Aim:
The records that follow are to be transcribed in full, without their images.

╭─ Data records

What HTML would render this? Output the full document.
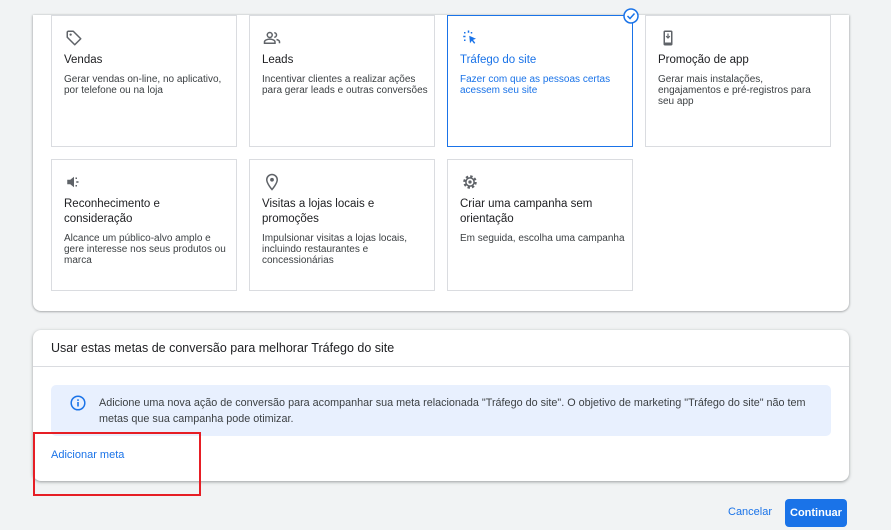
<!DOCTYPE html>
<html><head><meta charset="utf-8"><style>
*{box-sizing:border-box;margin:0;padding:0}
body{width:891px;height:530px;background:#f1f3f4;font-family:"Liberation Sans",Arial,sans-serif;position:relative;overflow:hidden;color:#202124}
.panel{position:absolute;left:33px;width:816px;background:#fff;border-radius:8px;box-shadow:0 1px 2px rgba(60,64,67,.3),0 1px 3px 1px rgba(60,64,67,.15)}
.card{position:absolute;width:186px;height:132px;border:1px solid #dadce0;background:#fff}
.card svg{position:absolute;left:13px;top:13px}
.card h3{position:absolute;left:12px;top:37px;font-size:11.5px;font-weight:normal;line-height:15px;color:#202124;white-space:nowrap}
.card p{position:absolute;left:12px;font-size:10px;line-height:11px;color:#3c4043;white-space:nowrap}
.sel{border-color:#1a73e8}
.sel h3,.sel p{color:#1a73e8}
</style></head><body>
<div class="panel" style="top:15px;height:296px;border-radius:0 0 8px 8px;box-shadow:0 1px 2px rgba(60,64,67,.3),1px 0 2px rgba(60,64,67,.15),-1px 0 2px rgba(60,64,67,.15)"></div>
<div class="card" style="left:51px;top:15px">
<svg width="18" height="18" viewBox="0 0 24 24"><path d="M3 4v7l10 10 8-8L11 3H4z" fill="none" stroke="#5f6368" stroke-width="2" stroke-linejoin="round"/><circle cx="7.5" cy="7.5" r="1.5" fill="#5f6368"/></svg>
<h3>Vendas</h3><p style="top:58px">Gerar vendas on-line, no aplicativo,<br>por telefone ou na loja</p></div>
<div class="card" style="left:249px;top:15px">
<svg width="18" height="18" viewBox="0 0 24 24"><circle cx="9" cy="8" r="3.3" fill="none" stroke="#5f6368" stroke-width="2"/><path d="M2 19v-2c0-2 4-3.5 7-3.5s7 1.5 7 3.5v2z" fill="none" stroke="#5f6368" stroke-width="2"/><path d="M15 5a3 3 0 0 1 0 6M18 14c2 .5 4 1.5 4 3v2" fill="none" stroke="#5f6368" stroke-width="2"/></svg>
<h3>Leads</h3><p style="top:58px">Incentivar clientes a realizar ações<br>para gerar leads e outras conversões</p></div>
<div class="card sel" style="left:447px;top:15px">
<svg width="18" height="18" viewBox="0 0 24 24"><path d="M11 9l9 4-4 1.5 3 4-1.5 1.2-3-4L12 19z" fill="#1a73e8"/><g fill="#1a73e8"><rect x="3" y="9" width="3" height="2"/><rect x="9" y="2" width="2" height="3"/><rect x="4" y="4" width="2" height="2"/><rect x="13" y="4" width="2" height="2"/><rect x="4" y="14" width="2" height="2"/></g></svg>
<h3>Tráfego do site</h3><p style="top:58px">Fazer com que as pessoas certas<br>acessem seu site</p></div>
<svg style="position:absolute;left:623px;top:8px" width="16" height="16" viewBox="0 0 16 16"><circle cx="8" cy="8" r="7" fill="#fff" stroke="#1a73e8" stroke-width="1.5"/><path d="M4.5 8l2.5 2.5 4.5-5" fill="none" stroke="#1a73e8" stroke-width="1.5"/></svg>
<div class="card" style="left:645px;top:15px">
<svg width="18" height="18" viewBox="0 0 24 24"><rect x="6" y="2" width="12" height="20" rx="2" fill="#5f6368"/><rect x="8" y="4" width="8" height="14" fill="#fff"/><path d="M12 6v6M9.5 9.5L12 12l2.5-2.5" fill="none" stroke="#5f6368" stroke-width="1.6"/></svg>
<h3>Promoção de app</h3><p style="top:58px">Gerar mais instalações,<br>engajamentos e pré-registros para<br>seu app</p></div>
<div class="card" style="left:51px;top:159px">
<svg width="18" height="18" viewBox="0 0 24 24"><path d="M3 9h4l5-4v14l-5-4H3z" fill="#5f6368"/><g fill="#5f6368"><rect x="15" y="11" width="3" height="2"/><rect x="14" y="6" width="2" height="2"/><rect x="14" y="16" width="2" height="2"/></g></svg>
<h3>Reconhecimento e<br>consideração</h3><p style="top:73px">Alcance um público-alvo amplo e<br>gere interesse nos seus produtos ou<br>marca</p></div>
<div class="card" style="left:249px;top:159px">
<svg width="18" height="18" viewBox="0 0 24 24"><path d="M12 2a7 7 0 0 0-7 7c0 5 7 13 7 13s7-8 7-13a7 7 0 0 0-7-7z" fill="none" stroke="#5f6368" stroke-width="2"/><circle cx="12" cy="9" r="2.5" fill="#5f6368"/></svg>
<h3>Visitas a lojas locais e<br>promoções</h3><p style="top:73px">Impulsionar visitas a lojas locais,<br>incluindo restaurantes e<br>concessionárias</p></div>
<div class="card" style="left:447px;top:159px">
<svg width="18" height="18" viewBox="0 0 24 24"><circle cx="12" cy="12" r="7" fill="none" stroke="#5f6368" stroke-width="4" stroke-dasharray="3 2.5"/><circle cx="12" cy="12" r="5.5" fill="none" stroke="#5f6368" stroke-width="2"/><circle cx="12" cy="12" r="2.2" fill="#5f6368"/></svg>
<h3>Criar uma campanha sem<br>orientação</h3><p style="top:73px">Em seguida, escolha uma campanha</p></div>

<div class="panel" style="top:330px;height:151px">
<div style="position:absolute;left:18px;top:11px;font-size:12.5px;color:#202124">Usar estas metas de conversão para melhorar Tráfego do site</div>
<div style="position:absolute;left:0;right:0;top:36px;border-top:1px solid #dadce0"></div>
<div style="position:absolute;left:18px;top:55px;width:780px;height:51px;background:#e8f0fe;border-radius:5px">
<svg style="position:absolute;left:19px;top:10px" width="16" height="16" viewBox="0 0 16 16"><circle cx="8" cy="8" r="6.8" fill="none" stroke="#1a73e8" stroke-width="1.5"/><rect x="7.2" y="7" width="1.6" height="4.5" fill="#1a73e8"/><rect x="7.2" y="4.3" width="1.6" height="1.6" fill="#1a73e8"/></svg>
<div style="position:absolute;left:48px;top:10px;font-size:10.8px;line-height:16px;color:#3c4043;white-space:nowrap">Adicione uma nova ação de conversão para acompanhar sua meta relacionada "Tráfego do site". O objetivo de marketing "Tráfego do site" não tem<br>metas que sua campanha pode otimizar.</div>
</div>
<div style="position:absolute;left:18px;top:119px;font-size:11px;color:#1a73e8">Adicionar meta</div>
</div>
<div style="position:absolute;left:33px;top:432px;width:168px;height:64px;border:2px solid #e61e25"></div>
<div style="position:absolute;left:728px;top:506px;font-size:11px;color:#1a73e8">Cancelar</div>
<div style="position:absolute;left:785px;top:499px;width:62px;height:28px;background:#1a73e8;border-radius:4px;color:#fff;font-size:11px;font-weight:bold;text-align:center;line-height:28px">Continuar</div>
</body></html>
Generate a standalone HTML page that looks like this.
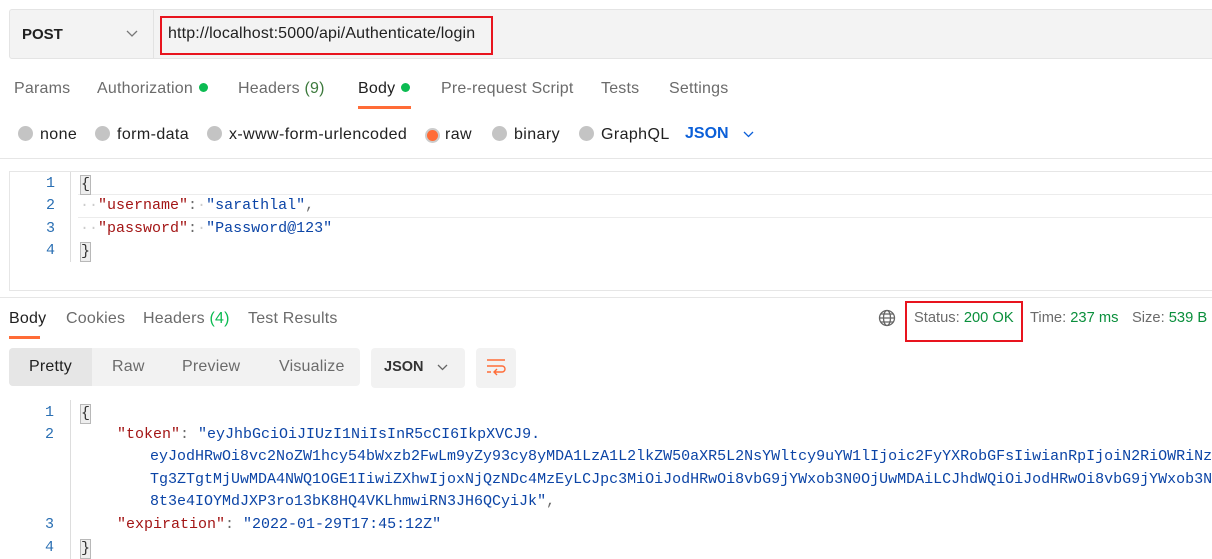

╰─

Exercise output:
What HTML would render this? Output the full document.
<!DOCTYPE html>
<html><head><meta charset="utf-8"><style>
*{box-sizing:border-box;margin:0;padding:0}
body{width:891px;height:530px;background:#f1f3f4;font-family:"Liberation Sans",Arial,sans-serif;position:relative;overflow:hidden;color:#202124}
.panel{position:absolute;left:33px;width:816px;background:#fff;border-radius:8px;box-shadow:0 1px 2px rgba(60,64,67,.3),0 1px 3px 1px rgba(60,64,67,.15)}
.card{position:absolute;width:186px;height:132px;border:1px solid #dadce0;background:#fff}
.card svg{position:absolute;left:13px;top:13px}
.card h3{position:absolute;left:12px;top:37px;font-size:11.5px;font-weight:normal;line-height:15px;color:#202124;white-space:nowrap}
.card p{position:absolute;left:12px;font-size:10px;line-height:11px;color:#3c4043;white-space:nowrap}
.sel{border-color:#1a73e8}
.sel h3,.sel p{color:#1a73e8}
</style></head><body>
<div class="panel" style="top:15px;height:296px;border-radius:0 0 8px 8px;box-shadow:0 1px 2px rgba(60,64,67,.3),1px 0 2px rgba(60,64,67,.15),-1px 0 2px rgba(60,64,67,.15)"></div>
<div class="card" style="left:51px;top:15px">
<svg width="18" height="18" viewBox="0 0 24 24"><path d="M3 4v7l10 10 8-8L11 3H4z" fill="none" stroke="#5f6368" stroke-width="2" stroke-linejoin="round"/><circle cx="7.5" cy="7.5" r="1.5" fill="#5f6368"/></svg>
<h3>Vendas</h3><p style="top:58px">Gerar vendas on-line, no aplicativo,<br>por telefone ou na loja</p></div>
<div class="card" style="left:249px;top:15px">
<svg width="18" height="18" viewBox="0 0 24 24"><circle cx="9" cy="8" r="3.3" fill="none" stroke="#5f6368" stroke-width="2"/><path d="M2 19v-2c0-2 4-3.5 7-3.5s7 1.5 7 3.5v2z" fill="none" stroke="#5f6368" stroke-width="2"/><path d="M15 5a3 3 0 0 1 0 6M18 14c2 .5 4 1.5 4 3v2" fill="none" stroke="#5f6368" stroke-width="2"/></svg>
<h3>Leads</h3><p style="top:58px">Incentivar clientes a realizar ações<br>para gerar leads e outras conversões</p></div>
<div class="card sel" style="left:447px;top:15px">
<svg width="18" height="18" viewBox="0 0 24 24"><path d="M11 9l9 4-4 1.5 3 4-1.5 1.2-3-4L12 19z" fill="#1a73e8"/><g fill="#1a73e8"><rect x="3" y="9" width="3" height="2"/><rect x="9" y="2" width="2" height="3"/><rect x="4" y="4" width="2" height="2"/><rect x="13" y="4" width="2" height="2"/><rect x="4" y="14" width="2" height="2"/></g></svg>
<h3>Tráfego do site</h3><p style="top:58px">Fazer com que as pessoas certas<br>acessem seu site</p></div>
<svg style="position:absolute;left:623px;top:8px" width="16" height="16" viewBox="0 0 16 16"><circle cx="8" cy="8" r="7" fill="#fff" stroke="#1a73e8" stroke-width="1.5"/><path d="M4.5 8l2.5 2.5 4.5-5" fill="none" stroke="#1a73e8" stroke-width="1.5"/></svg>
<div class="card" style="left:645px;top:15px">
<svg width="18" height="18" viewBox="0 0 24 24"><rect x="6" y="2" width="12" height="20" rx="2" fill="#5f6368"/><rect x="8" y="4" width="8" height="14" fill="#fff"/><path d="M12 6v6M9.5 9.5L12 12l2.5-2.5" fill="none" stroke="#5f6368" stroke-width="1.6"/></svg>
<h3>Promoção de app</h3><p style="top:58px">Gerar mais instalações,<br>engajamentos e pré-registros para<br>seu app</p></div>
<div class="card" style="left:51px;top:159px">
<svg width="18" height="18" viewBox="0 0 24 24"><path d="M3 9h4l5-4v14l-5-4H3z" fill="#5f6368"/><g fill="#5f6368"><rect x="15" y="11" width="3" height="2"/><rect x="14" y="6" width="2" height="2"/><rect x="14" y="16" width="2" height="2"/></g></svg>
<h3>Reconhecimento e<br>consideração</h3><p style="top:73px">Alcance um público-alvo amplo e<br>gere interesse nos seus produtos ou<br>marca</p></div>
<div class="card" style="left:249px;top:159px">
<svg width="18" height="18" viewBox="0 0 24 24"><path d="M12 2a7 7 0 0 0-7 7c0 5 7 13 7 13s7-8 7-13a7 7 0 0 0-7-7z" fill="none" stroke="#5f6368" stroke-width="2"/><circle cx="12" cy="9" r="2.5" fill="#5f6368"/></svg>
<h3>Visitas a lojas locais e<br>promoções</h3><p style="top:73px">Impulsionar visitas a lojas locais,<br>incluindo restaurantes e<br>concessionárias</p></div>
<div class="card" style="left:447px;top:159px">
<svg width="18" height="18" viewBox="0 0 24 24"><circle cx="12" cy="12" r="7" fill="none" stroke="#5f6368" stroke-width="4" stroke-dasharray="3 2.5"/><circle cx="12" cy="12" r="5.5" fill="none" stroke="#5f6368" stroke-width="2"/><circle cx="12" cy="12" r="2.2" fill="#5f6368"/></svg>
<h3>Criar uma campanha sem<br>orientação</h3><p style="top:73px">Em seguida, escolha uma campanha</p></div>

<div class="panel" style="top:330px;height:151px">
<div style="position:absolute;left:18px;top:11px;font-size:12.5px;color:#202124">Usar estas metas de conversão para melhorar Tráfego do site</div>
<div style="position:absolute;left:0;right:0;top:36px;border-top:1px solid #dadce0"></div>
<div style="position:absolute;left:18px;top:55px;width:780px;height:51px;background:#e8f0fe;border-radius:5px">
<svg style="position:absolute;left:19px;top:10px" width="16" height="16" viewBox="0 0 16 16"><circle cx="8" cy="8" r="6.8" fill="none" stroke="#1a73e8" stroke-width="1.5"/><rect x="7.2" y="7" width="1.6" height="4.5" fill="#1a73e8"/><rect x="7.2" y="4.3" width="1.6" height="1.6" fill="#1a73e8"/></svg>
<div style="position:absolute;left:48px;top:10px;font-size:10.8px;line-height:16px;color:#3c4043;white-space:nowrap">Adicione uma nova ação de conversão para acompanhar sua meta relacionada "Tráfego do site". O objetivo de marketing "Tráfego do site" não tem<br>metas que sua campanha pode otimizar.</div>
</div>
<div style="position:absolute;left:18px;top:119px;font-size:11px;color:#1a73e8">Adicionar meta</div>
</div>
<div style="position:absolute;left:33px;top:432px;width:168px;height:64px;border:2px solid #e61e25"></div>
<div style="position:absolute;left:728px;top:506px;font-size:11px;color:#1a73e8">Cancelar</div>
<div style="position:absolute;left:785px;top:499px;width:62px;height:28px;background:#1a73e8;border-radius:4px;color:#fff;font-size:11px;font-weight:bold;text-align:center;line-height:28px">Continuar</div>
</body></html>
Generate a standalone HTML page that looks like this.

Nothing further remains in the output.